While 77 lakh hectares of forest land have been granted to forest dwellers, not one hectare of Critical Wildlife Habitat has yet been notified under the FRA

- Praveen Bhargav Founding Trustee of Wildlife First, former member of the National Board for Wildlife and author, Wildlife Law for Conservation, Wildlife Law for Rangers

The Scheduled Tribes and other Traditional Forest Dwellers (Recognition of Forest Rights) Act, 2006 (FRA), enacted in 2006, continues to be the subject of fierce debate. Despite clear evidence to the contrary, proponents of the Act aver that granting rights over millions of hectares of forest land for habitation, cultivation and commercial exploitation, including within Wildlife Reserves, will have no negative consequences because all forest dwellers purportedly live in ecological harmony with nature.

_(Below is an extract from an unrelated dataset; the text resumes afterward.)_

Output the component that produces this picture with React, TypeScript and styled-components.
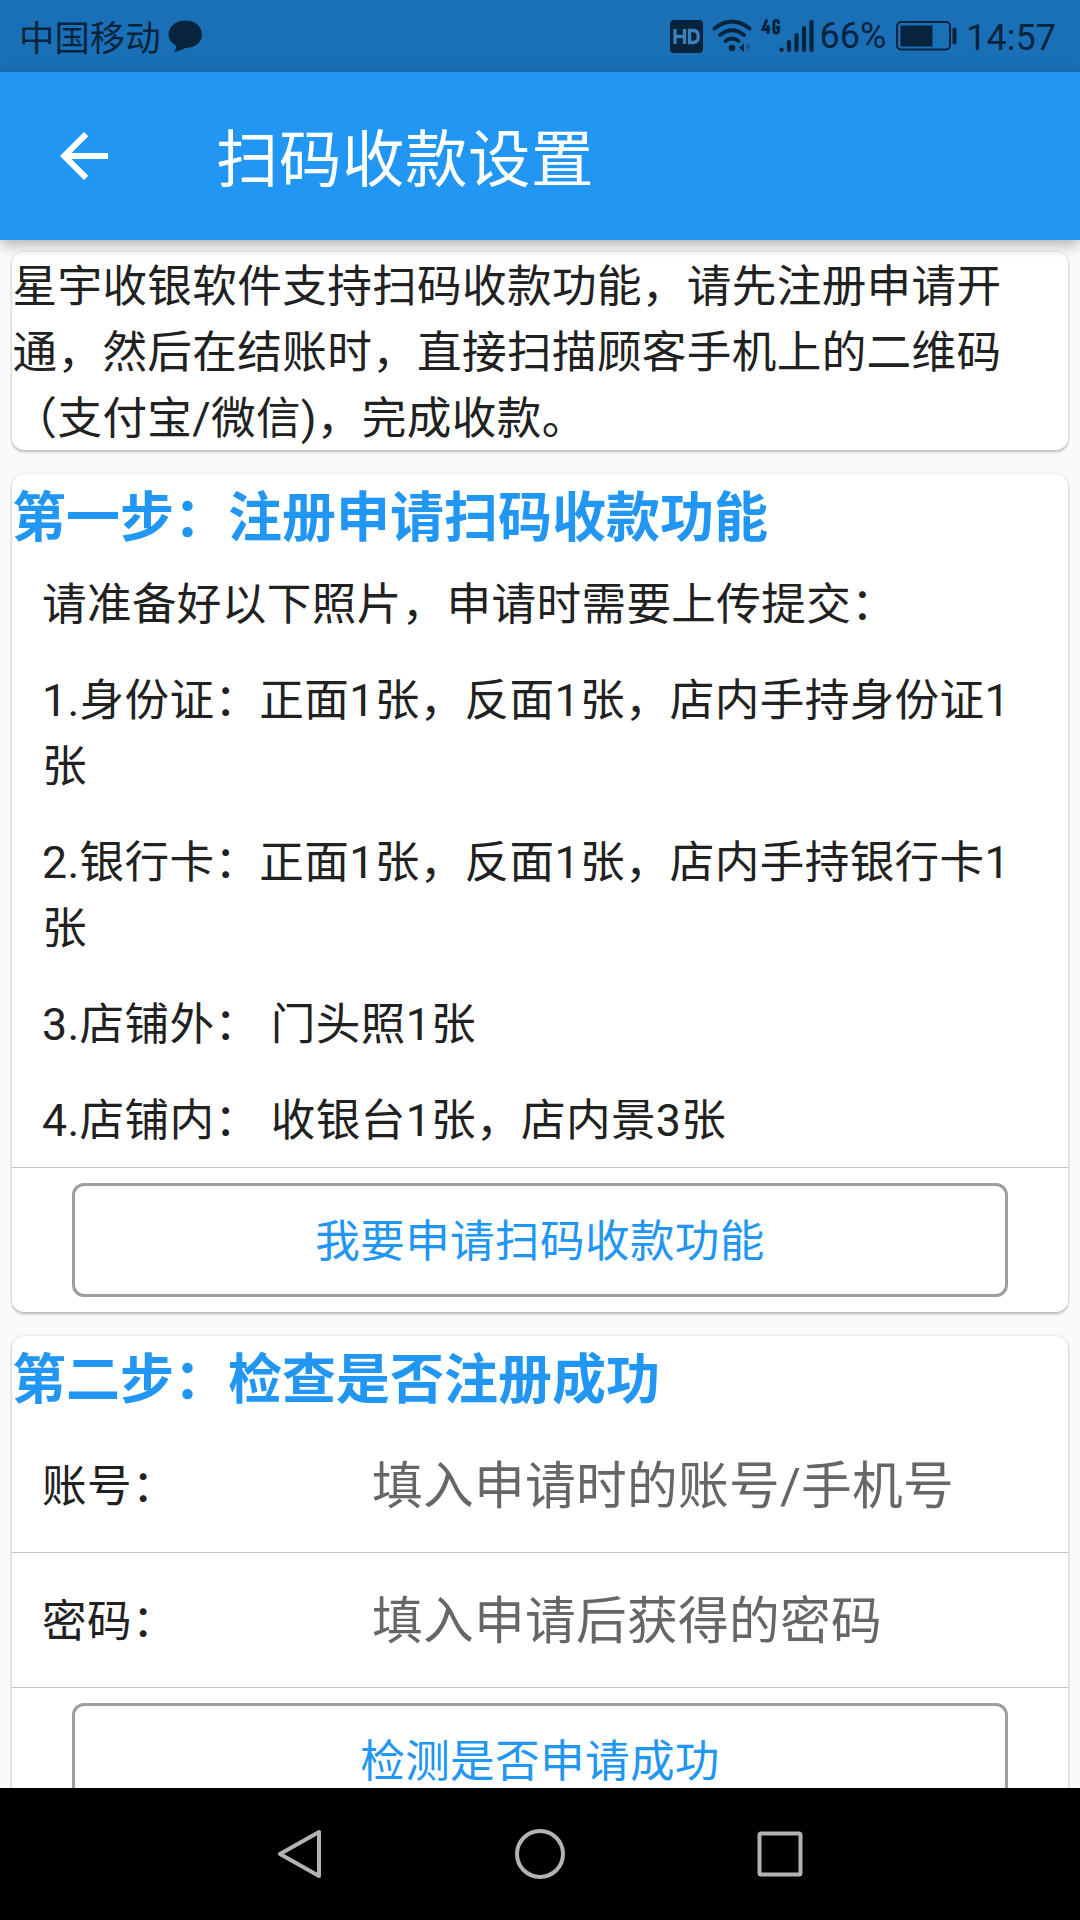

Empirical and scientific evidence, however, has demonstrated that such extensive grants of forest land, from which produce is supplied to bottomless markets, is ecologically unsustainable at the human population densities prevailing within India's forests. As more forests become honeycombed with settlements, the resulting habitat fragmentation will lead to a massive ecological crisis. In fact, a scientific analysis by the National Remote Sensing Centre (NRSC) has documented that such factors have been mainly responsible for forest fragmentation during the last few decades.